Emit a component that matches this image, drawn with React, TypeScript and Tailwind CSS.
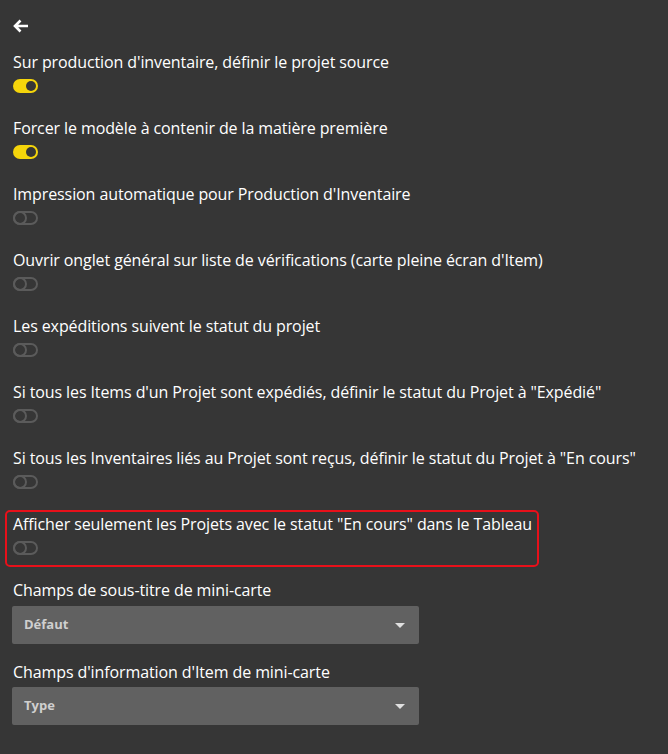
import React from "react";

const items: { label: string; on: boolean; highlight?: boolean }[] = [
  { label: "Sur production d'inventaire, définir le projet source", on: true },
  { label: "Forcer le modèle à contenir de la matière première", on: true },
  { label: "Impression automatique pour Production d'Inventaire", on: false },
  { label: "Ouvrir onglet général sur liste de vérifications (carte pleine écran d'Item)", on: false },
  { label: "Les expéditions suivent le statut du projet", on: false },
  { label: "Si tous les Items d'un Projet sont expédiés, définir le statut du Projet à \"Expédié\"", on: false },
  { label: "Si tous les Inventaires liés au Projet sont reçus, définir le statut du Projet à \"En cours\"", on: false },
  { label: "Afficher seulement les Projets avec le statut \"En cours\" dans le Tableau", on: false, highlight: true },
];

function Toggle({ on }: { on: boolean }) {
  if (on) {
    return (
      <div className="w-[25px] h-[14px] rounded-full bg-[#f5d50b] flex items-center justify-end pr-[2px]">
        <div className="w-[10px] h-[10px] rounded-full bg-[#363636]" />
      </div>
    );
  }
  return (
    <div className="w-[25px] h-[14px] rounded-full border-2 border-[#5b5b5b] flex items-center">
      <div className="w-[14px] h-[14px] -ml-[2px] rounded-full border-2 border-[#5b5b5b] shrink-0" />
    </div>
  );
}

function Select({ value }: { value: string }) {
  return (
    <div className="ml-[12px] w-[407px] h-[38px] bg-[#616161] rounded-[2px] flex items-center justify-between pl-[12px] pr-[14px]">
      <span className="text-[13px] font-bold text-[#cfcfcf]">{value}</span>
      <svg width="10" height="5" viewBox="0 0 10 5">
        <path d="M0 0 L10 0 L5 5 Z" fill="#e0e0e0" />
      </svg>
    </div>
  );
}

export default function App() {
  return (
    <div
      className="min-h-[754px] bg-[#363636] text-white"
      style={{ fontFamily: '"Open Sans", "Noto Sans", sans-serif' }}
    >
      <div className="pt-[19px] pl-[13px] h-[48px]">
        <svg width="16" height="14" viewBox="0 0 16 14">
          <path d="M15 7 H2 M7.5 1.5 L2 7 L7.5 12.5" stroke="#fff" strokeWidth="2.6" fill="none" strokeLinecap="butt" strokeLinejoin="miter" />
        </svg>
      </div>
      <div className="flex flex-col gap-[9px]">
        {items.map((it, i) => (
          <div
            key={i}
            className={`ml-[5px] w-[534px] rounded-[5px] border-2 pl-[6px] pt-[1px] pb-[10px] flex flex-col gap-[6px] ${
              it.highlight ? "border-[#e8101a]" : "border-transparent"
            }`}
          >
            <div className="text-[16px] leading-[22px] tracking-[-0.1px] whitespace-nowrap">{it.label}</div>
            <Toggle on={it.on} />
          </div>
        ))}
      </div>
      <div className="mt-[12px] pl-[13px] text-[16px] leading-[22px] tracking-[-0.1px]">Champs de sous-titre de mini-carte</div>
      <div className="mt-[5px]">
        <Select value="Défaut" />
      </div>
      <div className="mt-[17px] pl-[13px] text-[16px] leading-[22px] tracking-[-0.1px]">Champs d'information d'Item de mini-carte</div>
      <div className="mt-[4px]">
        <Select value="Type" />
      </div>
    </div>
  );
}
┄┄┄┄┄┄┄┄┄┄
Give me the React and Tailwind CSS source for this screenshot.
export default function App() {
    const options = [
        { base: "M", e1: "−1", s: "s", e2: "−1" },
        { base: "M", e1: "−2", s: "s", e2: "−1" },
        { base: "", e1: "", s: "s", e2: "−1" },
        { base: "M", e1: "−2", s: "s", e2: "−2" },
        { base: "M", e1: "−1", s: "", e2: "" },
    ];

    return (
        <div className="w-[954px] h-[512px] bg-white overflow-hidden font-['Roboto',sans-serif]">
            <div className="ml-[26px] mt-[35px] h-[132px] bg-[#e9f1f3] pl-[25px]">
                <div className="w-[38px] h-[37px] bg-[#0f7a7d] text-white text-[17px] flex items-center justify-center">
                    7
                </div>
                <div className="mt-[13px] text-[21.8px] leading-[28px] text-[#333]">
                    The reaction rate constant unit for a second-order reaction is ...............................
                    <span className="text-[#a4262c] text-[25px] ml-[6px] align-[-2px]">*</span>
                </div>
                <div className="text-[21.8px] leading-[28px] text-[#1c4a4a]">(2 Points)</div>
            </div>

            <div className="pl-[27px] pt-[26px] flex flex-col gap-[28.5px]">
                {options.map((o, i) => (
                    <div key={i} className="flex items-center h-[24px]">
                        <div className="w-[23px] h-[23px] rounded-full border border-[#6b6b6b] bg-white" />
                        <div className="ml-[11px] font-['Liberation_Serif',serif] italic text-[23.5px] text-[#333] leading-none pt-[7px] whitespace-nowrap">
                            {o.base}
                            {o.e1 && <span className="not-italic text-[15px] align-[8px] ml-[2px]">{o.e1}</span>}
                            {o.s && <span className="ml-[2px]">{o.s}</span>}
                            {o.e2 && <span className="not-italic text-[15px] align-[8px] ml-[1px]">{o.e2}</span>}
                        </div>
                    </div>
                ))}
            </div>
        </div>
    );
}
┄┄┄┄┄┄┄┄┄┄
→ **WRITTEN INSTRUCTION**: Using the data above, copy exactly the lines from the one containing "Emit a component" to the one containing "import React from", inclusive. Exclude the pictures.

→ **COMPLETE ANSWER**:
Emit a component that matches this image, drawn with React, TypeScript and Tailwind CSS.
import React from "react";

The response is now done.